Peralihan meja kerja dan bidang garap kita dari hutan ke sebentuk lahan berbentuk kebun atau taman berimplikasi langsung pada piranti, sikap mental, metode dan energi yang relevan. Kenyataan ini membawa kita ke satu tonggak kesadaran baru — yang sejatinya adalah kontinuasi dari kesadaran-kesadaran sebelumnya. Kesadaran inilah yang harusnya menjadi sebentuk nyala agar hentak langkah senantiasa menjadi nyata. Tidak tinggal sebagai endapan angan yang kikisnya mengikuti hitungan hari.
Bertolak dari budaya “Sinoman” yang masih sering diaplikasikan dalam hidup bermasyarakat, sisi shodaqoh di dalam geliat juang kita bersama haruslah dirawat dan dijaga. Karena shodaqoh adalah satu determinan penting yang hanya dipunyai oleh Maiyah selain dua pilar lain berupa nandur dan pasa .

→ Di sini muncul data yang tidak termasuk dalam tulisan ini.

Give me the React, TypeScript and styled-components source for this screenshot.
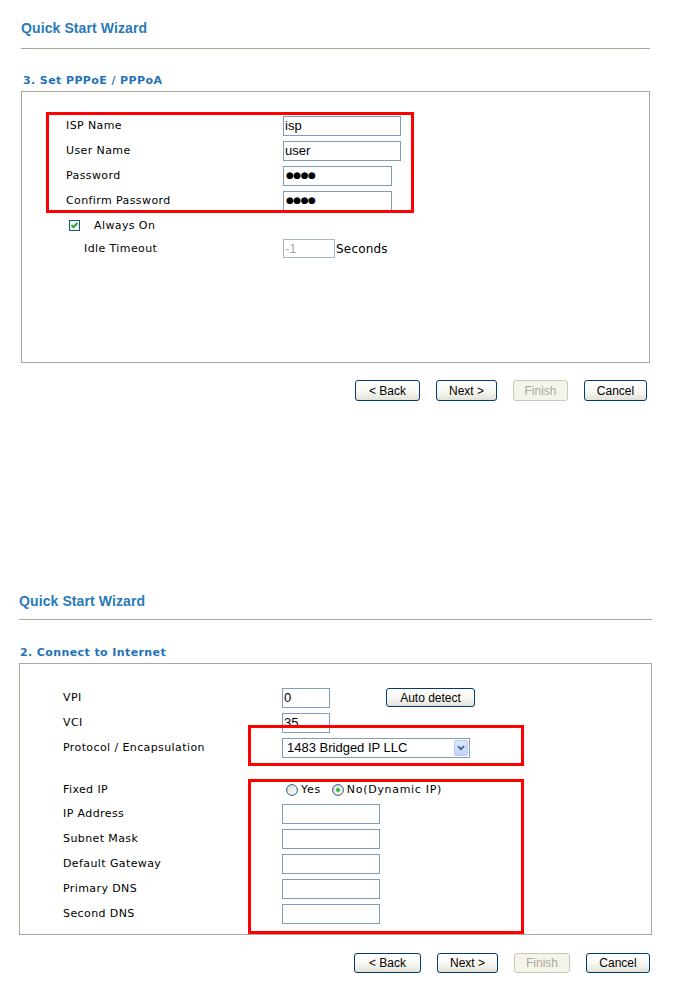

Pertanyaannya kemudian, bagaimana menyusun formula bagi ketepatan pembagian tenaga bagi bangunan kebutuhan dan keinginan pribadi dengan sisi kerelaan memberi tanpa hitungan ke pihak di luar diri dan keluarga inti ?. Hipotesa yang coba kami ajukan adalah tidak usah disibukkan oleh pernik kalkulasi. Sebagaimana takaran memberi dalam zakat yang 2.5% dari kepemilikan setelah dikurangi kebutuhan asasi, angka itu sekedar ambang batas minimal. Jauh lebih utama untuk memberi di atas parameter dasar. Demikian halnya dalam pengaplikasian seruan untuk hanya bekerja dan bekerja,alal amal belaka. Kerahkan saja apa yang kita bisa, curahkan segala apa yang kita punya. Gunakan adagium Mbah Nun berbunyi “Niat baik, niat baik, niat baik”, maka perjumpaan dengan katarsis luhur menjadi niscaya.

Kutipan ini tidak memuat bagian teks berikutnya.